Nadia and I cantered past the barrel with the long pieces of dowel sticking out that were doubling as makeshift garrochas. I reached my hand out and we sailed past without making contact.
Missed. I giggle snorted at my lack of ability and thanked Nadia for her efforts.
Back we go. We come in slightly hard and Nadia’s front knee clips the barrel. I ignore the crashing sound and fling my arm out enthusiastically, just in case it can make contact with the smooth pole. But no.
Nadia’s picking up speed now, her canter becoming more defined, more purposeful. We are both having fun even if we are getting it all horribly wrong, technically speaking.
We come around for the third time and this time we are close but no cigar. Now I can’t wipe the grin off my face and Nadia and I soar over the cavaletti in our path as though we are jumping a steeplechasing course with a herd of galloping hooves behind us.
On the fourth time around, something changes. While we were riding all those laps around the arena, my body had been at work. My brain had been mapping my arm, the pole, my horse, my arena.
My intention had mapped the pathway, and my constant execution and failure allowed it to update, adjust, make decisions about where I, we, needed to be in space to fulfill our objective.

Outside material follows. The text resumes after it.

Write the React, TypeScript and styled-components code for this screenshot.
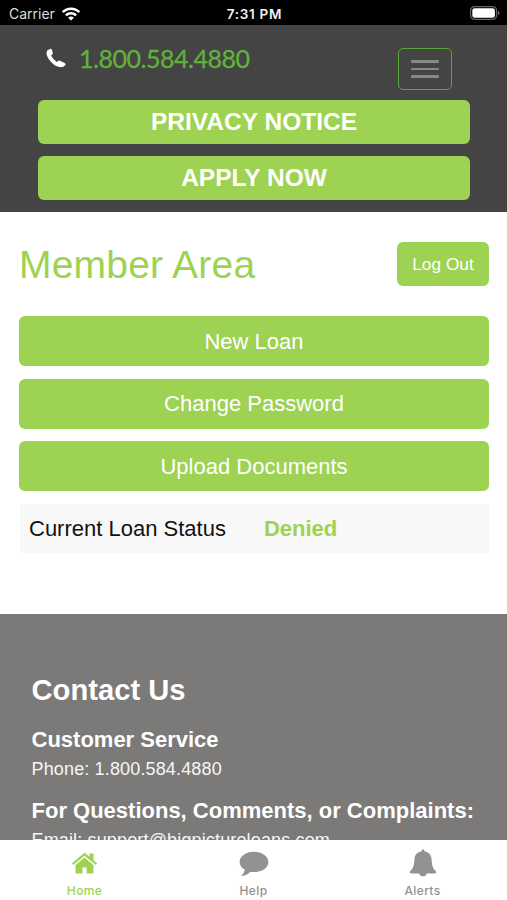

And on the fourth try, success. We made contact. I grabbed the pole. It wasn’t graceful. But we cantered off to a full salute and the jets of the Royal Air Force overhead. Not really. But at least in our imagination.
Constant failure is not really so. It’s the necessary ingredient to hitting the target. It’s how you perceive it that determines whether the air is full of howls of laughter or the melancholy of depression.
I personally prefer the giggle snort route.